Some decent Americans still cling to the romantic notion of an elegant southern culture and uncouth northern invaders, but they are a dying breed. Today’s southern separatists are more likely to be uneducated bumpkins, the kind with the Confederate flag in the rear window of their pick-up trucks and the shotgun on a rack behind the driver’s seat.

Political polls describe them (euphemistically) as white males who did not graduate from college. And they are not only southern; you will find racist bumpkins in the northern states, too (though admittedly in much smaller numbers). It’s interesting that the secession petitions come from states like Illinois and Indiana as well as Alabama and Arkansas. It suggests that the movement is powered not only by racism but also by the fact that Republicans are sore losers. However, I’m sure the only serious secessionists reside in Texas, Louisiana and the Old South.
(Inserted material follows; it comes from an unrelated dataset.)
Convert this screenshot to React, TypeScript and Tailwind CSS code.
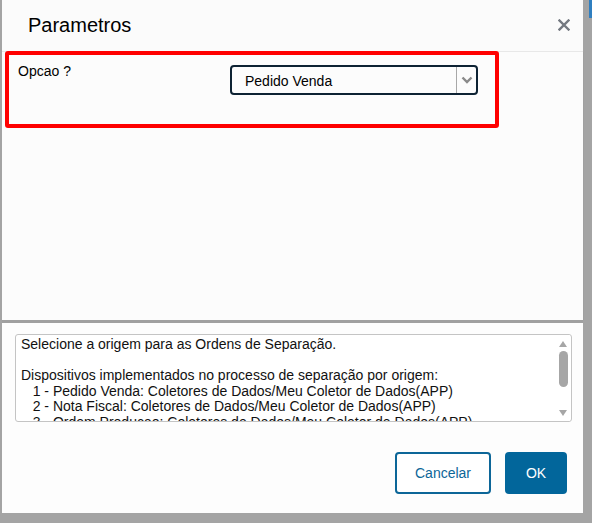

Fortunately for America, the southern states are changing. Many young voters in the south came out for President Obama as they did across the nation. (In Virginia, for example, 61 percent of young voters chose Obama.) Young Americans – especially young American women –  joined Hispanics, Asians and African Americans to send him back to the White House for four more years.

And these young Americans aren’t going to secede. They embrace the diverse America of the future.

It will take a little more time but the Old South will evolve along with the New America. In the meantime, a lot of aging, white men will mutter and grumble – and some will circulate petitions to secede.

Click here for a description of America’s new electorate.

Click here for a report on the secession petitions.

3 thoughts on “Thankfully, “the South” is not Going to Rise Again

  1. Yes, the old “Repugnates”, the old racists, will die out soon. Sooner if they secede and we no longer hear from them. Good riddance! They could have enriched their lives by accepting diversity, but instead they lived with bitterness and hate. The young “white supremacists” will continue, but with fewer and fewer joining their cause. The war between the states was a tragedy of enormous weight and from its ashes, the south will never rise again. Plantation owners supported their lifestyle on the backs of slaves. They sold and bought human beings, often separating a father or a child from a weeping family. Without a thought. There was nothing “romantic” about such a way of life. There were many plantation owners who insisted they treated their slaves kindly, but what does that say about them? That they could not see that taking away the liberty, rights, and dignity of another human being is the ultimate inhumanity. And, George, as you say, that “elegant” old South “bred savagery of the most brutal kind. It was a society in which oppression and injustice were the norm and in which horrendous crimes were committed.” We have come a long way since those days, but not far enough.

  2. Thanks George and Sandra, I can rest easy now, knowing that the old South is on it’s way out. President Obama was right, the future looks bright for a diverse USA. Bill G.